1. Betty Page, on your fridge. (kudos to gnarl)
2. An object or behavior that for no good reason (a good reason perhaps being honesty or its ilk ) attracts the fairer sex ( like pooh to honey ) to any random shmuck who otherwise might as well be completely invisible. Or smelly. You know what I mean.
Its not a phrase I just dreamt up, I’m sure you realize. It simply has a certain flair, a catchy sound that to me outweighs its un-PC tone.
Note: If Kirsten ( the woman I come home to ) thought for a moment that I would use the word "chick" with any perspective not detached or archaelogical, she’d promptly deliver unto me a brutal asskicking. But that’s just one more reason why I love her, yes?
My focus here, however, is really not on the chick magnet concept in general. I hope to be enlightened on that subject by other noders. My focus here is on puppies, the most remarkable chick magnet you will ever see.
Puppies as chick magnet is one of those fantastic oddities/basic truths of human nature that I discovered quite by accident. No really, I swear. Really. Okay, I guess I wouldn’t believe me either.
I finally got a dog of my own ( something I have always desired ) just a couple years ago. We drove to the country - some folks who raised dogs and goats - to get her. An eight-week old chocolate labrador retriever. Calamity, Cate. She was from a litter of eleven, and sitting in the grass with puppies climbing up and down me, I couldn’t choose. Out of my mouth popped, "just give me the fattest one" – I still am not sure why. Of course she was cute, with those jewell blue eyes and velvet fur.

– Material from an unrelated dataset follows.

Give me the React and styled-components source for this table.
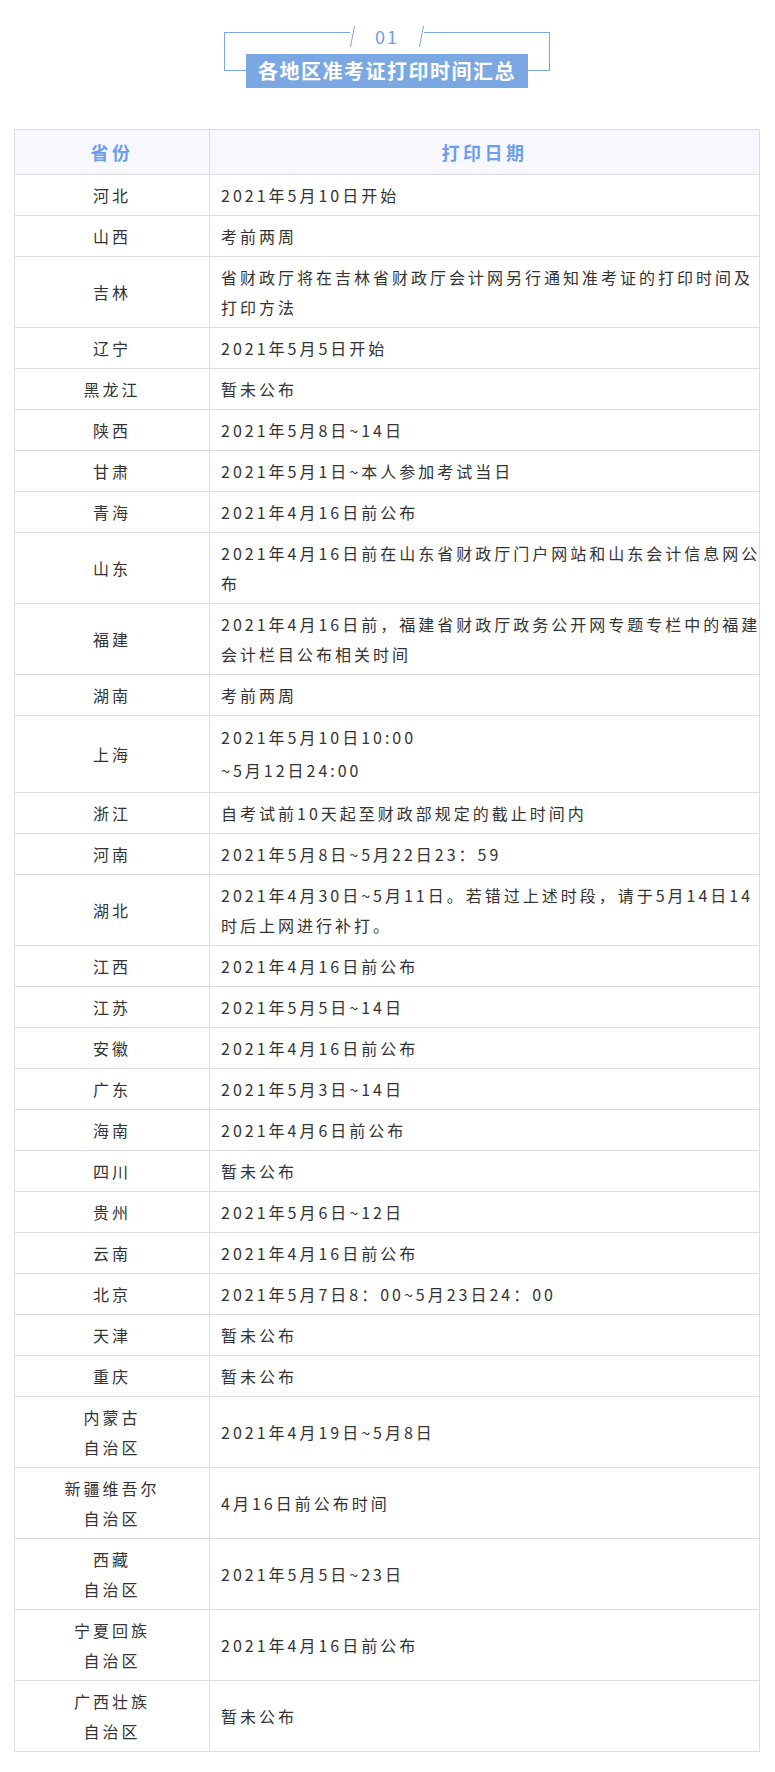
import React from 'react';
import styled, { createGlobalStyle } from 'styled-components';

const GlobalStyle = createGlobalStyle`
  html, body {
    margin: 0;
    padding: 0;
    background: #ffffff;
  }
  body {
    font-family: "Noto Sans CJK SC", "Noto Sans", sans-serif;
    color: #333333;
  }
`;

const Page = styled.div`
  padding: 32px 15px 20px 14px;
`;

const TitleFrame = styled.div`
  position: relative;
  width: 326px;
  box-sizing: border-box;
  margin: 0 auto;
  border: 1px solid #7ba8e2;
  padding: 21px 21px 0;
`;

const Badge = styled.div`
  position: absolute;
  top: -7px;
  left: 50%;
  transform: translateX(-50%);
  display: flex;
  align-items: center;
  height: 21px;
  padding: 0 2px;
  background: #ffffff;
`;

const Slash = styled.span`
  display: block;
  width: 1px;
  height: 21px;
  background: #7ba8e2;
  transform: skewX(-11deg);
`;

const Number = styled.span`
  width: 68px;
  text-align: center;
  font-size: 18px;
  line-height: 21px;
  letter-spacing: 2px;
  color: #6f9de3;
`;

const TitleBar = styled.div`
  height: 34px;
  margin-bottom: -18px;
  background: #7ba8e2;
  color: #ffffff;
  font-size: 20px;
  font-weight: 700;
  letter-spacing: 1.5px;
  line-height: 34px;
  text-align: center;
`;

const Table = styled.table`
  width: 100%;
  margin-top: 58px;
  border-collapse: collapse;
  table-layout: fixed;
  border: 1px solid #dddddd;
`;

const HeadCell = styled.th`
  width: ${p => p.$width || 'auto'};
  padding: 7px 0;
  line-height: 30px;
  background: #f7f8fd;
  border: 1px solid #dddddd;
  color: #6c9df0;
  font-size: 18px;
  font-weight: 700;
  letter-spacing: 3.5px;
  text-align: center;
`;

const Cell = styled.td`
  padding: 5px 11px;
  border: 1px solid #dddddd;
  font-size: 16px;
  line-height: ${p => (p.$loose ? '33px' : '30px')};
  letter-spacing: 3px;
  text-align: ${p => (p.$center ? 'center' : 'left')};
  vertical-align: middle;
  white-space: nowrap;
`;

const rows = [
  [['河北'], ['2021年5月10日开始']],
  [['山西'], ['考前两周']],
  [['吉林'], ['省财政厅将在吉林省财政厅会计网另行通知准考证的打印时间及', '打印方法']],
  [['辽宁'], ['2021年5月5日开始']],
  [['黑龙江'], ['暂未公布']],
  [['陕西'], ['2021年5月8日~14日']],
  [['甘肃'], ['2021年5月1日~本人参加考试当日']],
  [['青海'], ['2021年4月16日前公布']],
  [['山东'], ['2021年4月16日前在山东省财政厅门户网站和山东会计信息网公', '布']],
  [['福建'], ['2021年4月16日前，福建省财政厅政务公开网专题专栏中的福建', '会计栏目公布相关时间']],
  [['湖南'], ['考前两周']],
  [['上海'], ['2021年5月10日10:00', '~5月12日24:00'], true],
  [['浙江'], ['自考试前10天起至财政部规定的截止时间内']],
  [['河南'], ['2021年5月8日~5月22日23：59']],
  [['湖北'], ['2021年4月30日~5月11日。若错过上述时段，请于5月14日14', '时后上网进行补打。']],
  [['江西'], ['2021年4月16日前公布']],
  [['江苏'], ['2021年5月5日~14日']],
  [['安徽'], ['2021年4月16日前公布']],
  [['广东'], ['2021年5月3日~14日']],
  [['海南'], ['2021年4月6日前公布']],
  [['四川'], ['暂未公布']],
  [['贵州'], ['2021年5月6日~12日']],
  [['云南'], ['2021年4月16日前公布']],
  [['北京'], ['2021年5月7日8：00~5月23日24：00']],
  [['天津'], ['暂未公布']],
  [['重庆'], ['暂未公布']],
  [['内蒙古', '自治区'], ['2021年4月19日~5月8日']],
  [['新疆维吾尔', '自治区'], ['4月16日前公布时间']],
  [['西藏', '自治区'], ['2021年5月5日~23日']],
  [['宁夏回族', '自治区'], ['2021年4月16日前公布']],
  [['广西壮族', '自治区'], ['暂未公布']],
];

function Lines({ items }) {
  return items.map((text, i) => (
    <React.Fragment key={i}>
      {i > 0 && <br />}
      {text}
    </React.Fragment>
  ));
}

export default function App() {
  return (
    <>
      <GlobalStyle />
      <Page>
        <TitleFrame>
          <Badge>
            <Slash />
            <Number>01</Number>
            <Slash />
          </Badge>
          <TitleBar>各地区准考证打印时间汇总</TitleBar>
        </TitleFrame>

        <Table>
          <thead>
            <tr>
              <HeadCell $width="194px">省份</HeadCell>
              <HeadCell>打印日期</HeadCell>
            </tr>
          </thead>
          <tbody>
            {rows.map(([province, dates, loose]) => (
              <tr key={province.join('')}>
                <Cell $center $loose={loose}>
                  <Lines items={province} />
                </Cell>
                <Cell $loose={loose}>
                  <Lines items={dates} />
                </Cell>
              </tr>
            ))}
          </tbody>
        </Table>
      </Page>
    </>
  );
}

She slept in my lap, just a little ball, the whole hour driving home.
The first time Cate and I went to the park the next day ( it was May, and gorgeous out ) I was quite simply floored. Now I am a tall, rough-looking kind of chap, who dresses badly and is fairly suspicious-looking. Strangers in all types of situations generally just give me space; I can’t complain. But on this particular day the cosmic chick-magnet energy meter must have been far into the red. I was mobbed. As you already suspect, I did handle it all rather poorly, but that’s neither here nor there.
The funny thing is, to this day, Cate has more friends than I do. People come over to the house just to take her to the park, on hikes, to play frisbee. I go to parties and am greeted by old friends with "You didn’t bring your dog?", not "It's nice to see you." Around the neighborhood they all know her name, do they know mine?
Ah well, it’s all well worth it to me.